- SUPPLIED MATERIAL -
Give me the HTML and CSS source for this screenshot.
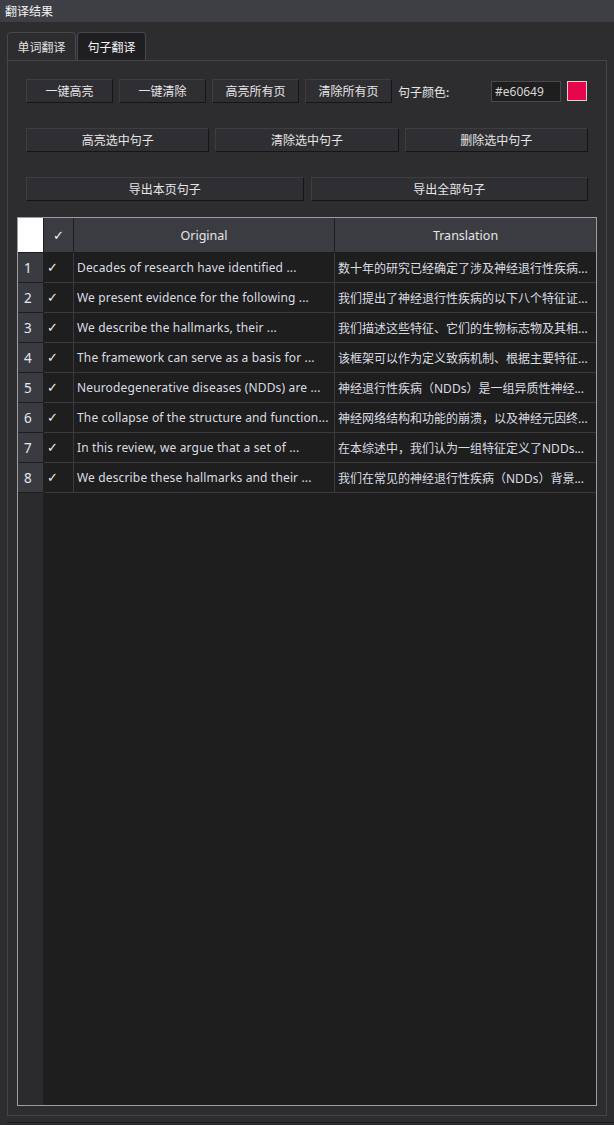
FILE: index.html
```html
<!DOCTYPE html>
<html lang="zh">
<head>
<meta charset="utf-8">
<title>翻译结果</title>
<link rel="stylesheet" href="styles.css">
</head>
<body>
<div class="window">
  <div class="titlebar">翻译结果</div>
  <div class="tabs">
    <div class="tab">单词翻译</div>
    <div class="tab active">句子翻译</div>
  </div>
  <div class="panel">
    <div class="toolbar">
      <div class="btn-row row-top">
        <button class="btn small">一键高亮</button>
        <button class="btn small">一键清除</button>
        <button class="btn small">高亮所有页</button>
        <button class="btn small">清除所有页</button>
        <span class="color-label">句子颜色:</span>
        <span class="color-input">#e60649</span>
        <span class="swatch"></span>
      </div>
      <div class="btn-row row-three">
        <button class="btn grow">高亮选中句子</button>
        <button class="btn grow">清除选中句子</button>
        <button class="btn grow">删除选中句子</button>
      </div>
      <div class="btn-row row-two">
        <button class="btn grow">导出本页句子</button>
        <button class="btn grow">导出全部句子</button>
      </div>
    </div>
    <div class="table">
      <div class="trow head">
        <div class="cell corner"></div>
        <div class="cell hcell check-h">✓</div>
        <div class="cell hcell">Original</div>
        <div class="cell hcell last">Translation</div>
      </div>
      <div class="trow">
        <div class="cell num">1</div>
        <div class="cell chk">✓</div>
        <div class="cell txt">Decades of research have identified ...</div>
        <div class="cell txt zh last">数十年的研究已经确定了涉及神经退行性疾病...</div>
      </div>
      <div class="trow">
        <div class="cell num">2</div>
        <div class="cell chk">✓</div>
        <div class="cell txt">We present evidence for the following ...</div>
        <div class="cell txt zh last">我们提出了神经退行性疾病的以下八个特征证...</div>
      </div>
      <div class="trow">
        <div class="cell num">3</div>
        <div class="cell chk">✓</div>
        <div class="cell txt">We describe the hallmarks, their ...</div>
        <div class="cell txt zh last">我们描述这些特征、它们的生物标志物及其相...</div>
      </div>
      <div class="trow">
        <div class="cell num">4</div>
        <div class="cell chk">✓</div>
        <div class="cell txt">The framework can serve as a basis for ...</div>
        <div class="cell txt zh last">该框架可以作为定义致病机制、根据主要特征...</div>
      </div>
      <div class="trow">
        <div class="cell num">5</div>
        <div class="cell chk">✓</div>
        <div class="cell txt">Neurodegenerative diseases (NDDs) are ...</div>
        <div class="cell txt zh last">神经退行性疾病（NDDs）是一组异质性神经...</div>
      </div>
      <div class="trow">
        <div class="cell num">6</div>
        <div class="cell chk">✓</div>
        <div class="cell txt">The collapse of the structure and function...</div>
        <div class="cell txt zh last">神经网络结构和功能的崩溃，以及神经元因终...</div>
      </div>
      <div class="trow">
        <div class="cell num">7</div>
        <div class="cell chk">✓</div>
        <div class="cell txt">In this review, we argue that a set of ...</div>
        <div class="cell txt zh last">在本综述中，我们认为一组特征定义了NDDs...</div>
      </div>
      <div class="trow">
        <div class="cell num">8</div>
        <div class="cell chk">✓</div>
        <div class="cell txt">We describe these hallmarks and their ...</div>
        <div class="cell txt zh last">我们在常见的神经退行性疾病（NDDs）背景...</div>
      </div>
      <div class="filler">
        <div class="filler-head"></div>
        <div class="filler-body"></div>
      </div>
    </div>
  </div>
  <div class="footer"><div class="footer-line"></div></div>
</div>
</body>
</html>
```

FILE: styles.css
```css
* { box-sizing: border-box; }

html, body {
  margin: 0;
  padding: 0;
  background: #2d2d30;
}

body {
  font-family: "Noto Sans", "Noto Sans CJK SC", sans-serif;
  font-size: 12px;
  color: #e2e2e2;
}

.window {
  width: 614px;
  height: 1125px;
  display: flex;
  flex-direction: column;
  background: #2d2d30;
}

.titlebar {
  height: 22px;
  background: #3e3f45;
  color: #f2f2f2;
  font-family: "Noto Sans CJK SC", sans-serif;
  font-size: 12px;
  line-height: 22px;
  padding-left: 5px;
  flex: none;
}

.tabs {
  display: flex;
  gap: 1px;
  margin-top: 10px;
  padding-left: 7px;
  height: 28px;
  flex: none;
}

.tab {
  width: 69px;
  height: 28px;
  border: 1px solid #47474d;
  border-bottom: none;
  border-radius: 4px 4px 0 0;
  background: #2d2d30;
  color: #e0e0e0;
  font-family: "Noto Sans CJK SC", sans-serif;
  font-size: 12px;
  line-height: 27px;
  text-align: center;
}

.tab.active {
  background: #1f1f21;
  color: #f4f4f4;
}

.panel {
  flex: 1;
  margin: 0 7px;
  border: 1px solid #434349;
  padding: 18px 9px 9px 9px;
  display: flex;
  flex-direction: column;
  min-height: 0;
}

.toolbar {
  padding: 0 9px;
  display: flex;
  flex-direction: column;
  gap: 25px;
  margin-bottom: 16px;
}

.btn-row {
  display: flex;
  align-items: center;
  height: 24px;
}

.row-top { gap: 6px; }
.row-three { gap: 6px; }
.row-two { gap: 7px; }

.btn {
  height: 24px;
  margin: 0;
  padding: 0;
  background: #2f2f33;
  border: 1px solid #3d3d42;
  border-right-color: #151517;
  border-bottom-color: #151517;
  color: #e6e6e6;
  font-family: "Noto Sans CJK SC", sans-serif;
  font-size: 12px;
  line-height: 22px;
  text-align: center;
}

.btn.small { width: 87px; flex: none; }
.btn.grow { flex: 1; }

.color-label {
  width: 87px;
  flex: none;
  font-family: "Noto Sans CJK SC", sans-serif;
  font-size: 12px;
  color: #e6e6e6;
}

.color-input {
  width: 70px;
  height: 21px;
  flex: none;
  background: #1e1e1f;
  border: 1px solid #48484d;
  color: #d6d6d6;
  font-family: "Noto Sans", sans-serif;
  font-size: 12px;
  line-height: 19px;
  padding-left: 3px;
}

.swatch {
  width: 20px;
  height: 20px;
  flex: none;
  background: #e60649;
  border: 1px solid #d2d2d2;
}

.table {
  flex: 1;
  border: 1px solid #9c9ca4;
  background: #1e1e1f;
  display: flex;
  flex-direction: column;
  min-height: 0;
}

.trow {
  display: grid;
  grid-template-columns: 26px 30px 261px 261px;
  height: 30px;
  flex: none;
}

.trow.head { height: 35px; }

.cell {
  border-right: 1px solid #3a3a3e;
  border-bottom: 1px solid #3a3a3e;
  overflow: hidden;
  white-space: nowrap;
  display: flex;
  align-items: center;
}

.cell.last { border-right: none; }

.corner {
  background: #ffffff;
  border-right: 1px solid #1e1e1f;
  border-bottom: 1px solid #1e1e1f;
}

.hcell {
  background: #3b3c42;
  border-right-color: #1e1e1f;
  border-bottom-color: #1e1e1f;
  justify-content: center;
  color: #e6e6e6;
  font-size: 12.5px;
}

.check-h {
  font-family: "DejaVu Sans", sans-serif;
  font-size: 13px;
  color: #f2f2f2;
}

.num {
  background: #3a3b40;
  border-right-color: #1e1e1f;
  border-bottom-color: #1e1e1f;
  padding-left: 6px;
  color: #e2e8f2;
  font-size: 13.5px;
}

.chk {
  padding-left: 3px;
  font-family: "DejaVu Sans", sans-serif;
  font-size: 13px;
  color: #f0f0f0;
}

.txt {
  padding-left: 3px;
  color: #dadde2;
  font-size: 12px;
  letter-spacing: 0.15px;
}

.txt.zh { letter-spacing: 0; }

.filler {
  flex: 1;
  display: grid;
  grid-template-columns: 25px 1fr;
}

.filler-head { background: #2b2b2e; }
.filler-body { background: #1e1e1f; }

.footer {
  height: 9px;
  flex: none;
  padding: 6px 0 0 7px;
}

.footer-line {
  height: 1px;
  background: #1a1a1c;
}
```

- TASK -
Transcribe all the data word for word; the images stay out.

- IN RESPONSE -
Give me the HTML and CSS source for this screenshot.
FILE: index.html
```html
<!DOCTYPE html>
<html lang="zh">
<head>
<meta charset="utf-8">
<title>翻译结果</title>
<link rel="stylesheet" href="styles.css">
</head>
<body>
<div class="window">
  <div class="titlebar">翻译结果</div>
  <div class="tabs">
    <div class="tab">单词翻译</div>
    <div class="tab active">句子翻译</div>
  </div>
  <div class="panel">
    <div class="toolbar">
      <div class="btn-row row-top">
        <button class="btn small">一键高亮</button>
        <button class="btn small">一键清除</button>
        <button class="btn small">高亮所有页</button>
        <button class="btn small">清除所有页</button>
        <span class="color-label">句子颜色:</span>
        <span class="color-input">#e60649</span>
        <span class="swatch"></span>
      </div>
      <div class="btn-row row-three">
        <button class="btn grow">高亮选中句子</button>
        <button class="btn grow">清除选中句子</button>
        <button class="btn grow">删除选中句子</button>
      </div>
      <div class="btn-row row-two">
        <button class="btn grow">导出本页句子</button>
        <button class="btn grow">导出全部句子</button>
      </div>
    </div>
    <div class="table">
      <div class="trow head">
        <div class="cell corner"></div>
        <div class="cell hcell check-h">✓</div>
        <div class="cell hcell">Original</div>
        <div class="cell hcell last">Translation</div>
      </div>
      <div class="trow">
        <div class="cell num">1</div>
        <div class="cell chk">✓</div>
        <div class="cell txt">Decades of research have identified ...</div>
        <div class="cell txt zh last">数十年的研究已经确定了涉及神经退行性疾病...</div>
      </div>
      <div class="trow">
        <div class="cell num">2</div>
        <div class="cell chk">✓</div>
        <div class="cell txt">We present evidence for the following ...</div>
        <div class="cell txt zh last">我们提出了神经退行性疾病的以下八个特征证...</div>
      </div>
      <div class="trow">
        <div class="cell num">3</div>
        <div class="cell chk">✓</div>
        <div class="cell txt">We describe the hallmarks, their ...</div>
        <div class="cell txt zh last">我们描述这些特征、它们的生物标志物及其相...</div>
      </div>
      <div class="trow">
        <div class="cell num">4</div>
        <div class="cell chk">✓</div>
        <div class="cell txt">The framework can serve as a basis for ...</div>
        <div class="cell txt zh last">该框架可以作为定义致病机制、根据主要特征...</div>
      </div>
      <div class="trow">
        <div class="cell num">5</div>
        <div class="cell chk">✓</div>
        <div class="cell txt">Neurodegenerative diseases (NDDs) are ...</div>
        <div class="cell txt zh last">神经退行性疾病（NDDs）是一组异质性神经...</div>
      </div>
      <div class="trow">
        <div class="cell num">6</div>
        <div class="cell chk">✓</div>
        <div class="cell txt">The collapse of the structure and function...</div>
        <div class="cell txt zh last">神经网络结构和功能的崩溃，以及神经元因终...</div>
      </div>
      <div class="trow">
        <div class="cell num">7</div>
        <div class="cell chk">✓</div>
        <div class="cell txt">In this review, we argue that a set of ...</div>
        <div class="cell txt zh last">在本综述中，我们认为一组特征定义了NDDs...</div>
      </div>
      <div class="trow">
        <div class="cell num">8</div>
        <div class="cell chk">✓</div>
        <div class="cell txt">We describe these hallmarks and their ...</div>
        <div class="cell txt zh last">我们在常见的神经退行性疾病（NDDs）背景...</div>
      </div>
      <div class="filler">
        <div class="filler-head"></div>
        <div class="filler-body"></div>
      </div>
    </div>
  </div>
  <div class="footer"><div class="footer-line"></div></div>
</div>
</body>
</html>
```

FILE: styles.css
```css
* { box-sizing: border-box; }

html, body {
  margin: 0;
  padding: 0;
  background: #2d2d30;
}

body {
  font-family: "Noto Sans", "Noto Sans CJK SC", sans-serif;
  font-size: 12px;
  color: #e2e2e2;
}

.window {
  width: 614px;
  height: 1125px;
  display: flex;
  flex-direction: column;
  background: #2d2d30;
}

.titlebar {
  height: 22px;
  background: #3e3f45;
  color: #f2f2f2;
  font-family: "Noto Sans CJK SC", sans-serif;
  font-size: 12px;
  line-height: 22px;
  padding-left: 5px;
  flex: none;
}

.tabs {
  display: flex;
  gap: 1px;
  margin-top: 10px;
  padding-left: 7px;
  height: 28px;
  flex: none;
}

.tab {
  width: 69px;
  height: 28px;
  border: 1px solid #47474d;
  border-bottom: none;
  border-radius: 4px 4px 0 0;
  background: #2d2d30;
  color: #e0e0e0;
  font-family: "Noto Sans CJK SC", sans-serif;
  font-size: 12px;
  line-height: 27px;
  text-align: center;
}

.tab.active {
  background: #1f1f21;
  color: #f4f4f4;
}

.panel {
  flex: 1;
  margin: 0 7px;
  border: 1px solid #434349;
  padding: 18px 9px 9px 9px;
  display: flex;
  flex-direction: column;
  min-height: 0;
}

.toolbar {
  padding: 0 9px;
  display: flex;
  flex-direction: column;
  gap: 25px;
  margin-bottom: 16px;
}

.btn-row {
  display: flex;
  align-items: center;
  height: 24px;
}

.row-top { gap: 6px; }
.row-three { gap: 6px; }
.row-two { gap: 7px; }

.btn {
  height: 24px;
  margin: 0;
  padding: 0;
  background: #2f2f33;
  border: 1px solid #3d3d42;
  border-right-color: #151517;
  border-bottom-color: #151517;
  color: #e6e6e6;
  font-family: "Noto Sans CJK SC", sans-serif;
  font-size: 12px;
  line-height: 22px;
  text-align: center;
}

.btn.small { width: 87px; flex: none; }
.btn.grow { flex: 1; }

.color-label {
  width: 87px;
  flex: none;
  font-family: "Noto Sans CJK SC", sans-serif;
  font-size: 12px;
  color: #e6e6e6;
}

.color-input {
  width: 70px;
  height: 21px;
  flex: none;
  background: #1e1e1f;
  border: 1px solid #48484d;
  color: #d6d6d6;
  font-family: "Noto Sans", sans-serif;
  font-size: 12px;
  line-height: 19px;
  padding-left: 3px;
}

.swatch {
  width: 20px;
  height: 20px;
  flex: none;
  background: #e60649;
  border: 1px solid #d2d2d2;
}

.table {
  flex: 1;
  border: 1px solid #9c9ca4;
  background: #1e1e1f;
  display: flex;
  flex-direction: column;
  min-height: 0;
}

.trow {
  display: grid;
  grid-template-columns: 26px 30px 261px 261px;
  height: 30px;
  flex: none;
}

.trow.head { height: 35px; }

.cell {
  border-right: 1px solid #3a3a3e;
  border-bottom: 1px solid #3a3a3e;
  overflow: hidden;
  white-space: nowrap;
  display: flex;
  align-items: center;
}

.cell.last { border-right: none; }

.corner {
  background: #ffffff;
  border-right: 1px solid #1e1e1f;
  border-bottom: 1px solid #1e1e1f;
}

.hcell {
  background: #3b3c42;
  border-right-color: #1e1e1f;
  border-bottom-color: #1e1e1f;
  justify-content: center;
  color: #e6e6e6;
  font-size: 12.5px;
}

.check-h {
  font-family: "DejaVu Sans", sans-serif;
  font-size: 13px;
  color: #f2f2f2;
}

.num {
  background: #3a3b40;
  border-right-color: #1e1e1f;
  border-bottom-color: #1e1e1f;
  padding-left: 6px;
  color: #e2e8f2;
  font-size: 13.5px;
}

.chk {
  padding-left: 3px;
  font-family: "DejaVu Sans", sans-serif;
  font-size: 13px;
  color: #f0f0f0;
}

.txt {
  padding-left: 3px;
  color: #dadde2;
  font-size: 12px;
  letter-spacing: 0.15px;
}

.txt.zh { letter-spacing: 0; }

.filler {
  flex: 1;
  display: grid;
  grid-template-columns: 25px 1fr;
}

.filler-head { background: #2b2b2e; }
.filler-body { background: #1e1e1f; }

.footer {
  height: 9px;
  flex: none;
  padding: 6px 0 0 7px;
}

.footer-line {
  height: 1px;
  background: #1a1a1c;
}
```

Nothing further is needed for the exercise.